I came across these recipes and needed to put them somewhere where I will remember them.

Almond Joy Cake 

Magic in the Middle Cookies

Key Lime Bars

Sunday, June 12, 2011

Linnea Turned 2!




I can't believe I'm a mom to a 4 1/2 year old and a 2 year old.  I don't know where the time went.  Linnea's birthday party was Cookie Monster themed.  She loves Cookie Monster (and cookies).  The cake was really fun to decorate and only took me half an hour.  Emma's Sesame Street cake that I did for her second birthday took me 7 hours!  The kids had a lot of fun running around the backyard, coloring with sidewalk chalk and eating cake and ice cream.  I made English Muffin pizzas for lunch and they had blue milk to drink with it.  The blue milk was a big hit.  For the decorations I bought some balloons off of Ebay (A big Cookie Monster, 2 chocolate chip cookie balloons and some blue and brown balloons) and had the local party store fill them, put up blue and white streamers and blew up 50 blue and white balloons and had them all over the floor.  Then since Linnea was only turning 2 her friends came over and they just played in the backyard.  Super low key and easy.  Happy Birthday Linnea!

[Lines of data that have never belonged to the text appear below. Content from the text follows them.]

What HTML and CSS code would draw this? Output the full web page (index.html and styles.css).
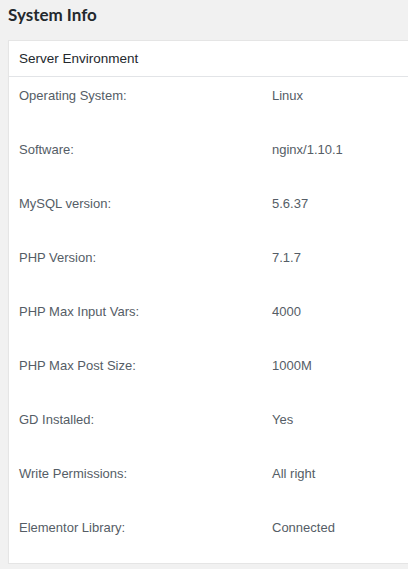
FILE: index.html
```html
<!DOCTYPE html>
<html>
<head>
<meta charset="utf-8">
<link rel="stylesheet" href="styles.css">
</head>
<body>
<div class="page">
  <h2 class="title">System Info</h2>
  <div class="card">
    <div class="card-head">Server Environment</div>
    <div class="rows">
      <div class="row"><span class="label">Operating System:</span><span class="value">Linux</span></div>
      <div class="row"><span class="label">Software:</span><span class="value">nginx/1.10.1</span></div>
      <div class="row"><span class="label">MySQL version:</span><span class="value">5.6.37</span></div>
      <div class="row"><span class="label">PHP Version:</span><span class="value">7.1.7</span></div>
      <div class="row"><span class="label">PHP Max Input Vars:</span><span class="value">4000</span></div>
      <div class="row"><span class="label">PHP Max Post Size:</span><span class="value">1000M</span></div>
      <div class="row"><span class="label">GD Installed:</span><span class="value">Yes</span></div>
      <div class="row"><span class="label">Write Permissions:</span><span class="value">All right</span></div>
      <div class="row"><span class="label">Elementor Library:</span><span class="value">Connected</span></div>
    </div>
  </div>
</div>
</body>
</html>
```
FILE: styles.css
```css
html, body {
  margin: 0;
  padding: 0;
  background: #f1f1f1;
  overflow: hidden;
}
.page {
  width: 420px;
  padding: 0 0 0 8px;
  font-family: "Liberation Sans", Arial, sans-serif;
  color: #444;
}
.title {
  margin: 0;
  height: 40px;
  line-height: 29px;
  font-family: "Lato", "Liberation Sans", sans-serif;
  font-size: 17px;
  font-weight: 700;
  color: #23282d;
}
.card {
  background: #fff;
  border: 1px solid #e5e5e5;
  box-shadow: 0 1px 1px rgba(0,0,0,0.04);
}
.card-head {
  height: 35px;
  line-height: 36px;
  padding-left: 10px;
  font-size: 13.5px;
  color: #23282d;
  border-bottom: 1px solid #e2e4e7;
}
.row {
  display: flex;
  height: 54px;
  box-sizing: border-box;
  padding: 10px 0 0 10px;
  line-height: 18px;
  font-size: 13px;
  color: #555d66;
}
.label {
  width: 253px;
}
```
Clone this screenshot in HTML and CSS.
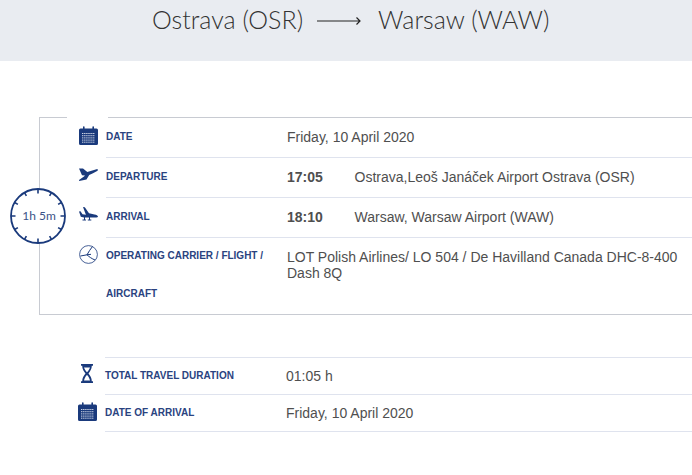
FILE: index.html
```html
<!DOCTYPE html>
<html lang="en">
<head>
<meta charset="utf-8">
<title>Flight details</title>
<link rel="stylesheet" href="styles.css">
</head>
<body>
<svg class="defs" width="0" height="0" aria-hidden="true">
  <symbol id="cal" viewBox="0 0 19 19">
    <path fill="#1a3a7c" d="M1.500 2.500H4V1a.8.8 0 0 1 1.600 0v1.500h7.800V1A.8.8 0 0 1 15 1v1.500h2.500A1.500 1.500 0 0 1 19 4v13.500a1.500 1.500 0 0 1-1.500 1.500h-16A1.500 1.500 0 0 1 0 17.500V4a1.500 1.500 0 0 1 1.500-1.500z"/>
    <path stroke="#cfd6e6" stroke-width="1" stroke-dasharray="1.400 .7" d="M3 7.500h13M3 9.700h13M3 11.900h13M3 14.100h13M3 16.200h13"/>
  </symbol>
</svg>
<header class="top">
  <h1 class="route">
    <span>Ostrava (OSR)</span>
    <svg class="arrow" width="44" height="10" viewBox="0 0 44 10"><path d="M0 5h43M39.500 1.500L43 5l-3.500 3.500" fill="none" stroke="#222" stroke-width="1.200"/></svg>
    <span>Warsaw (WAW)</span>
  </h1>
</header>
<main>
  <section class="trip">
    <div class="gap"></div>
    <div class="clock">
      <svg width="56" height="56" viewBox="0 0 56 56">
        <circle cx="28" cy="28" r="27" fill="#fff" stroke="#1a3a7c" stroke-width="1.800"/>
        <g stroke="#1a3a7c" stroke-width="1.600">
          <path d="M28 1v4.500M28 50.500V55M1 28h4.500M50.500 28H55"/>
          <path d="M14.500 4.600l1.900 3.300M41.500 4.600l-1.900 3.300M14.500 51.400l1.900-3.300M41.500 51.400l-1.900-3.300"/>
          <path d="M4.600 14.500l3.300 1.900M51.400 14.500l-3.300 1.900M4.600 41.500l3.300-1.900M51.400 41.500l-3.300-1.900"/>
        </g>
      </svg>
      <span class="clock-text">1h 5m</span>
    </div>
    <div class="row">
      <svg class="ico"><use href="#cal"/></svg>
      <div class="cell line"><span class="label">DATE</span><span class="val">Friday, 10 April 2020</span></div>
    </div>
    <div class="row">
      <svg class="ico plane up" viewBox="0 0 19 13"><path fill="#1a3a7c" d="M0 0l4-.1 4.300 3.700L15 1.500 18.300.6c.5.300.6 1.100.3 1.600L14 4.800l-3.800 1.800L7.500 11 .2 12.500l-.2-1L5 8 6 7 3 6.800z"/></svg>
      <div class="cell line"><span class="label">DEPARTURE</span><span class="val"><b class="time">17:05</b>Ostrava,Leoš Janáček Airport Ostrava (OSR)</span></div>
    </div>
    <div class="row">
      <svg class="ico plane down" viewBox="0 0 19 14"><path fill="#1a3a7c" d="M4 0l1.800.2 4.200 6 5.500 1.300c1.800.4 3.500 1.200 3.500 2.100 0 .5-.7.900-1.500.9h-6.500v2h1.300v1H8.800v-1H10v-2H6v2h1v1H3.500v-1H5v-2.100L1.800 9.800 0 4.500l1.500-.2 2 3 3.400.5z"/></svg>
      <div class="cell line"><span class="label">ARRIVAL</span><span class="val"><b class="time">18:10</b>Warsaw, Warsaw Airport (WAW)</span></div>
    </div>
    <div class="row">
      <svg class="ico logo" viewBox="0 0 19 19"><circle cx="9.500" cy="9.500" r="8.900" fill="none" stroke="#1a3a7c" stroke-width=".8"/><path fill="none" stroke="#1a3a7c" stroke-width="1" d="M13.500 1.500C11.500 4 9.500 7 8 9.800L1.500 11M8 9.800c2 2 5 4 8 5.200M8 9.800l4-.5"/></svg>
      <div class="cell tall"><span class="label wrap">OPERATING CARRIER / FLIGHT / AIRCRAFT</span><span class="val carrier">LOT Polish Airlines/ LO 504 / De Havilland Canada DHC-8-400 Dash 8Q</span></div>
    </div>
  </section>
  <section class="summary">
    <div class="row s">
      <svg class="ico glass" viewBox="0 0 12 19"><path fill="#1a3a7c" d="M0 0h12v1.800h-1.200c0 3-1.500 5.400-3.300 7.700 1.800 2.100 3.300 4.600 3.300 7.700H12V19H0v-1.800h1.200c0-3 1.500-5.600 3.300-7.700C2.700 7.300 1.200 4.800 1.200 1.800H0zM3 3.600c.6 1.800 1.700 3.500 3 4.700 1.300-1.200 2.400-2.900 3-4.700zM6 11.100c-1.400 1.300-2.600 3.400-3 5.500h6c-.4-2.100-1.600-4.200-3-5.500z"/></svg>
      <div class="cell line s-top"><span class="label">TOTAL TRAVEL DURATION</span><span class="val">01:05 h</span></div>
    </div>
    <div class="row s">
      <svg class="ico s-cal"><use href="#cal"/></svg>
      <div class="cell line"><span class="label">DATE OF ARRIVAL</span><span class="val">Friday, 10 April 2020</span></div>
    </div>
  </section>
</main>
</body>
</html>
```
FILE: styles.css
```css
* { box-sizing: border-box; }
html, body { margin: 0; padding: 0; background: #fff; overflow: hidden; }
body { font-family: "Liberation Sans", Arial, sans-serif; width: 692px; height: 475px; }
.defs { position: absolute; }
.top { height: 61px; background: #e9ecf1; padding-left: 152px; }
.route { margin: 0; display: flex; align-items: center; height: 39px; font: 300 25px/39px Lato, sans-serif; color: #333; }
.arrow { margin: 2px 17px 0 14px; }
.trip { position: relative; margin: 56px 0 0 39px; height: 198px; border: 1px solid #c8cbd2; border-right: 0; }
.gap { position: absolute; left: 27px; top: -1px; width: 41px; height: 1px; background: #fff; }
.clock { position: absolute; left: -30px; top: 70px; width: 56px; height: 56px; }
.clock-text { position: absolute; inset: -1px -1px 0 0; display: flex; align-items: center; justify-content: center; padding-left: 1px; font: 400 12px Lato, sans-serif; color: #3b5387; }
.row { display: flex; padding-left: 39px; }
.ico { flex: none; width: 19px; height: 19px; margin-top: 8px; margin-right: 8px; }
.plane { height: 14px; }
.up { margin-top: 10px; }
.down { margin-top: 9px; }
.logo { margin-top: 7px; }
.cell { flex: 1; display: flex; align-items: flex-start; padding-top: 11px; }
.line { height: 40px; border-bottom: 1px solid #dfe3ee; }
.tall { height: 76px; padding-top: 0; }
.label { flex: none; width: 181px; padding-top: 1px; font-size: 10px; font-weight: 700; line-height: 14px; color: #2a437f; }
.wrap { margin-top: -2px; line-height: 38px; }
.val { flex: 1; font-size: 14px; line-height: 16px; color: #4f4f4f; }
.carrier { padding-top: 11px; }
.time { display: inline-block; width: 67.500px; }
.summary { margin-top: 42px; }
.row.s { padding-left: 78px; }
.s .cell { height: 37px; padding-top: 10px; }
.s .ico { margin-top: 7px; }
.s-top { height: 38px !important; border-top: 1px solid #dfe3ee; }
.glass { width: 12px; height: 19px; margin-left: 3px; margin-right: 12px; }
```
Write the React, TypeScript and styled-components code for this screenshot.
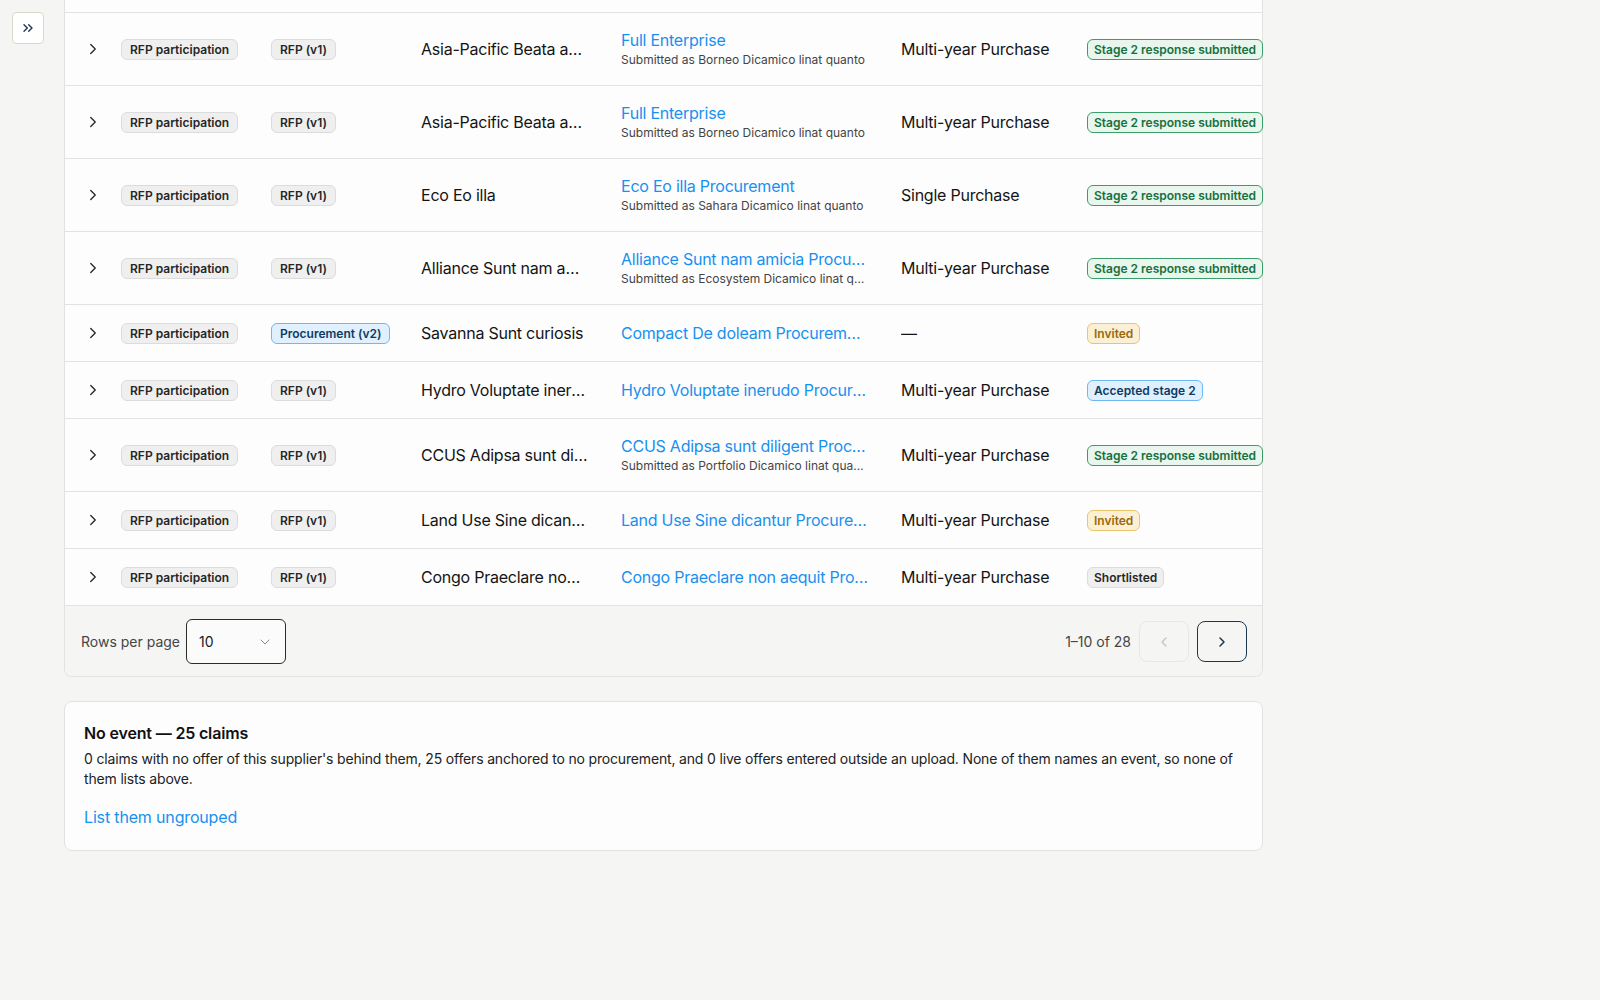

In other news, work has slowed WAY down for Jacob and it's not looking very good for the rest of the year.  Lucky for us though there is work up in Northern British Columbia on a copper mine and so he will be heading up there to work.  We aren't quite sure how long he will be up there (he thinks between 2 and 4 weeks) and how long he will be home in between his off days but we are just thankful that he will be working.  We've done this before so I kind of know what to expect and I am having a hard time complaining because it's work and we need it.  The only thing that really sucks is we were going to run a sprint triathlon together on the 2nd of July and now he won't be here to race with me.  He is my major support through this whole thing so I've taken a bi emotional hit with that.  But in the end I think it will be good for me to race it without him.  It will prove to me that I can do it.  I just really wish he was going to be there.  We were going to stick together during the race and that was a big comfort to me.  I will just have to get over my fear now.